Estimating the Effects of Tobacco-21 on Youth Tobacco Use and Sales

In the United States, tobacco use is estimated to cause approximately a half-million preventable deaths (Office of the Surgeon General, 2012) and $170 billion in tobacco-related healthcare expenditures (Xu et al., 2015) each year.1 Various heart and respiratory diseases and several forms of cancer are among some of the well-known consequences of combustible tobacco use. According to the 2012 Surgeon General's Report, roughly 96 percent of smokers began smoking before age 21 (U.S. Department of Health and Human Services, 2012). There is also evidence that the age of initiation has long-term effects on the intensity of addiction and capacity to quit, as many smokers that began smoking while young become addicted between the ages of 18 and 21 (Taioli and Wynder, 1991; Kwan et al., 2015).

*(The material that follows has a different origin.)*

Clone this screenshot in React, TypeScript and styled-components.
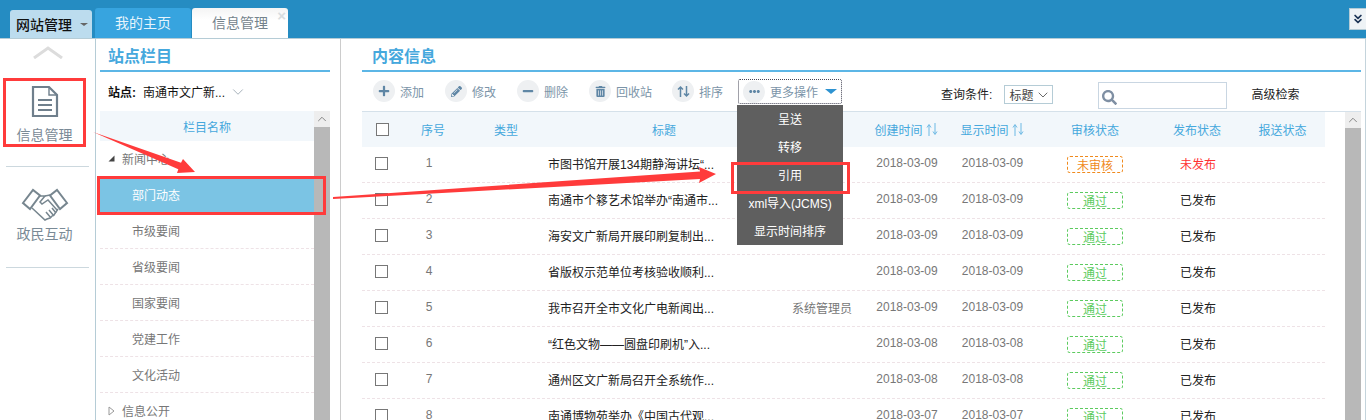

Many public policies have been implemented to reduce smoking, such as imposing higher taxes, issuing statutory warnings on labels and packaging, and raising the minimum legal sales age (MLSA) for tobacco products. In 1992, the MLSA for tobacco products was set to 18 at the federal level. By 2005, only four states (Alabama, Alaska, New Jersey, and Utah) had raised their MLSA to 19. More recently, a significant push has been made to raise the MLSA to 21. As of mid-2019 (the end of our study period), six states and 482 counties or cities had passed Tobacco 21 (T21) laws (American Lung Association, 2019). T21 was signed into law nationally at the end of 2019, though as of November 2022 the FDA has not yet promulgated final rules and so it is unclear the extent to which the law is being enforced.

Our paper contributes by expanding the literature on the effect of T21 in several key dimensions. First, we unpack mechanisms for how T21 laws operate. In particular, T21 laws should increase ID checking when purchasing tobacco for individuals newly covered by the ID requirement, which we will test directly. More speculatively, T21 laws could also raise perceptions of the dangers of tobacco product use, thus reducing use and sales. Additionally, T21 laws increase MLSAs for both cigarettes and e-cigarettes to 21 rather than a combustible-21 only strategy that allows e-cigarettes to continue to be sold at the previous MLSA. Therefore T21 could indirectly increase e-cigarette risk perceptions by more than cigarette risk perceptions if youth previously believed e-cigarettes to be safer products and are now more likely to believe them to be equally as harmful. Higher e-cigarette risk perceptions could offset public health gains that e-cigarettes could otherwise achieve (Viscusi, 2016; Viscusi, 2020).

A second major contribution of our paper is to use cigarette and e-cigarette sales data from the Nielsen Retail Scanner database, in addition to survey data on use. Self-reported tobacco product use information is vulnerable to systematic bias from T21 laws if newly covered individuals become less likely to admit to using a newly restricted product. Sales data thus provide an objective data source to explore key relationships observed from self-reported use information. In addition, we complement recent work on T21 by Hansen et al. (2023) by using a different survey data source – Monitoring the Future (MTF) – to study the effects of T-21 laws on cigarette and e-cigarette use among those newly bound by T-21 laws (18-year-old 12th graders) as well as younger 12th graders, 8th graders, and 10th graders.

In sum, we make unique contributions in terms of studying how T21 laws work.

Our main finding is that T21 reduces cigarette use for all grades, with especially large effects for 12th graders. We also find causal evidence that T21 reduces e-cigarette use for 12th graders. T21 increases perceptions of the risk of both tobacco products, but more for e-cigarettes. We find complementary evidence using sales data that T21 reduces tobacco product sales.

The rest of the paper is organized as follows. In the next section, we provide a brief history of T21 legislation. We also critically review the current literature on T21 and tobacco MLSA laws in general. Section 3 describes the data and empirical specifications. Section 4 reports the main results and those from sensitivity analyses. The last section concludes with a discussion of the policy implications of our findings.